Reptilian Groups

Enclosing the Pond
The amphibians, with well-developed legs, redesigned sensory and respiratory systems, and modifications of the postcranial skeleton for supporting the body in air, have made a notable conquest of land. But, with shell-less eggs and often gill-breathing larvae, their development remains hazardously tied to water. The lineage containing reptiles, birds, and mammals developed an egg that could be laid on land. This shelled egg, perhaps more than any other adaptation, unshackled the early reptiles from the aquatic environment by freeing the developmental process from dependence on aquatic or very moist terrestrial environments. In fact, the “pond-dwelling” stages were not eliminated but enclosed within a series of extraembryonic membranes that provided complete support for embryonic development. One membrane, the amnion, encloses a fluid-filled cavity, the “pond,” within which the developing embryo floats. Another membranous sac, the allantois, serves both as a respiratory surface and as a chamber for the storage of nitrogenous wastes. Enclosing these membranes is a third membrane, the chorion, through which oxygen and carbon dioxide freely pass. Finally, surrounding and protecting everything is a porous, parchmentlike or leathery shell.

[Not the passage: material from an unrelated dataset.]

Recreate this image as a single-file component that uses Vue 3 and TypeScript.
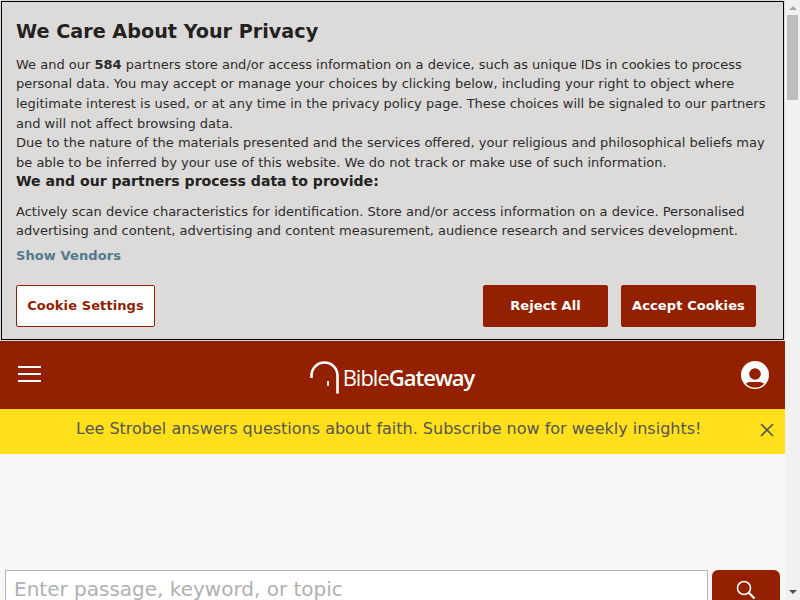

With the last ties to aquatic reproduction severed, conquest of land by vertebrates was ensured. Paleozoic tetrapods that developed this reproductive pattern were the ancestors of a single, monophyletic assemblage called the Amniota, named after the innermost of the three extraembryonic membranes, the amnion. Before the end of the Paleozoic era amniotes had diverged into multiple lineages that gave rise to all the reptilian groups, the birds, and the mammals.

Members of the paraphyletic class Reptilia (rep-til´e-a) (L. repto, to creep) include the first truly terrestrial vertebrates. With nearly 7000 species (approximately 300 species in the United States and Canada) occupying a great variety of aquatic and terrestrial habitats, they are diverse and abundant. Nevertheless, reptiles are perhaps remembered best for what they once were, rather than for what they are now. The Age of Reptiles, which lasted for more than 165 million years, saw the appearance of a great radiation of reptilian lineages into a bewildering array of terrestrial and aquatic forms. Among these were herbivorous and carnivorous dinosaurs, many of huge stature and awesome appearance, that dominated animal life on land. Then, during a mass extinction at the end of the Mesozoic era, they suddenly declined. Among the few reptilian lineages to emerge from the Mesozoic extinction are today’s reptiles. One of these, the tuatara (Sphenodon) of New Zealand, is the sole survivor of a group that otherwise disappeared 100 million years ago. But others, especially the lizards and snakes, have radiated since the Mesozoic extinction into diverse and abundant groups. Understanding the 300-million-year-old history of reptile life on earth has been complicated by widespread convergent and parallel evolution among the many lineages and by large gaps in the fossil record.

Position in the Animal Kingdom
Modern reptilian groups comprise two of three lineages of amniote vertebrates that arose from amphibian-like tetrapods of the late Paleozoic era. The two reptilian lineages are the anapsid amniotes, represented by turtles, and the diapsid amniotes, represented by lizards, snakes, crocodilians, and tuataras. They are the survivors of an enormous radiation of Mesozoic amniotes, including the dinosaurs, most of which became extinct at the end of the Mesozoic. As traditionally defined, class Reptilia is a paraphyletic group because it excludes the birds, which are descendants of the common ancestor of the diapsid lineage. A third lineage of amniotes, the synapsids, gave rise to modern mammals.

Biological Contributions

1. The shelled, amniotic egg that evolved with the earliest Paleozoic amniotes is supplied with extraembryonic membranes that provide a complete life-support system for the enclosed embryo. This innovation allowed amniotes to lay eggs on land. In some live-bearing reptiles the extraembryonic membranes are restructured into a placenta suggestive of and somewhat paralleling the evolution in the synapsid lineage of the more complex mammalian placenta.
2. A tough, dry, heavily keratinized skin that provides protection against desiccation and injury. Scales in reptiles and feathers in birds arise as epidermal elevations overlying a nourishing dermal layer.
3. Larger and stronger jaw muscles permit powerful jaw closure. Temporal openings in the diapsid skull provide space for bulging temporal muscles.
4. Internal fertilization, with sperm introduced directly into the female reproductive tract with a copulatory organ.
5. Effective adaptations for water conservation include a metanephric kidney that excretes nitrogenous wastes as uric acid. Such adaptations allowed reptiles (and birds) to occupy many terrestrial habitats.